The Babe’s appearance at Goodall came four years after the park originally opened and was supposedly arranged by Sanford’s Fred Parent, Sox captain and shortstop. In tribute, the Mainers are scheduled to hold a Fred Parent Day on Saturday, July 26.

Originally built by the Goodall brothers for several thousand dollars, the park officially opened May 29, 1915, with a semi-pro game between Sanford and the Lewiston Pilgrims, won by the home team reportedly in front of 1,300 fans on a warm, cloudless day.

Employees of the Goodall Worsted Company built the fencing and grandstand in 1924. Goodall Park has hosted more than just sporting events. Eight years later boxer Jack Dempsey made an appearance on behalf of Louis Brann, who was running for governor of Maine at the time.

But the park was always best known for its baseball, particularly the semi-pro level in the 1940s and ’50s where visiting teams would bring their own portable lights for night games and kids were paid a quarter per game to bring a flashlight and retrieve foul balls.

The addition of the Mainers, Sanford’s first real town team in many years, harkens back to that era. In 1954, when Goodall-Sanford closed, the corporation donated the park to the town with the stipulation it be used for recreation and public purposes.

"The fence was awesome," said Rick Stanley of the Sanford Chamber of Commerce who played and coached in the old facility. "It was deep. I think it was 420 feet to center field. It was bigger than (Boston’s) Fenway (Park), that’s the way we always used to approach it. That’s the comparison we made. We had real dugouts, that was kind of awesome, and we had water in the dugouts. The little things back then meant a lot. The idea that the fans were behind us and around us was also intriguing, and that made the game more exciting."

"I can remember whenever the town team played it used to bring in hordes of people when I started going there in the ’40s," Cochin said. "When I go there now it’s so reminiscent of those days. It’s served adults and kids in so many ways. It was the place to go to see some pretty good baseball."

And now they see it in a more modern park, made mostly of brick to give it a nostalgic look as contractors successfully attempted to retain some of the old-time characteristics and charm like the dark green canopy roof covering the grandstand and the iron grating. Only two columns support the cantilever roof, providing unobstructed views of the action.

"They really picked the charm up," Stanley said. "They did an excellent job recreating the old-style ball stadium. The town is so proud of that park it’s unbelievable."

The hunter green seats, sold for $125 apiece to help repay the town for the money it put up, were manufactured by the Hussey Seating Co. of North Berwick, which makes seats for stadiums such as Coors Field in Denver, home of the Colorado Rockies.

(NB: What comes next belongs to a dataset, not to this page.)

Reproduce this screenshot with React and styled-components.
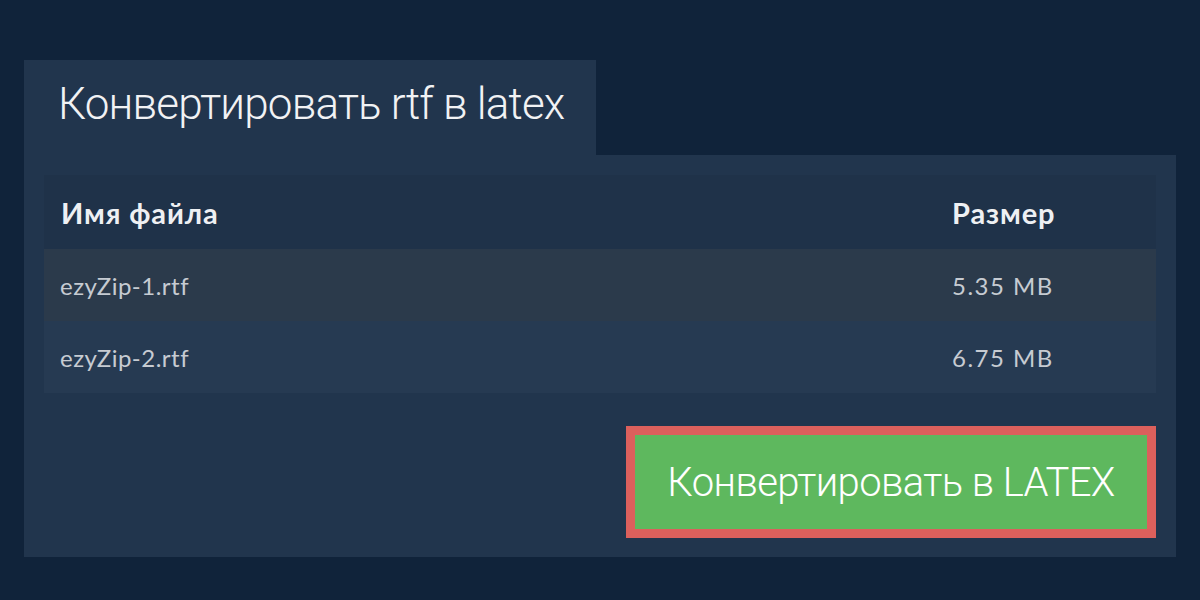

"A lot people have gone down there after the new park was built," Boyce said, "but the image in my mind I’ll always have is of the old park. And I think that image will stay there."

"It’s like going back in time," Cochin said of Goodall and the Mainers. "That’s what I think whenever I go there now. It’s just like the ’40s all over again. It’s great for the town. It’s one of the best things that’s ever happened to Sanford. Right now it’s just as bustling as it was in the ’40s. I see people who haven’t gone to a game in years. Now they don’t miss one.

"It certainly sends me back 50 years," he added. "You can’t helped but get hooked."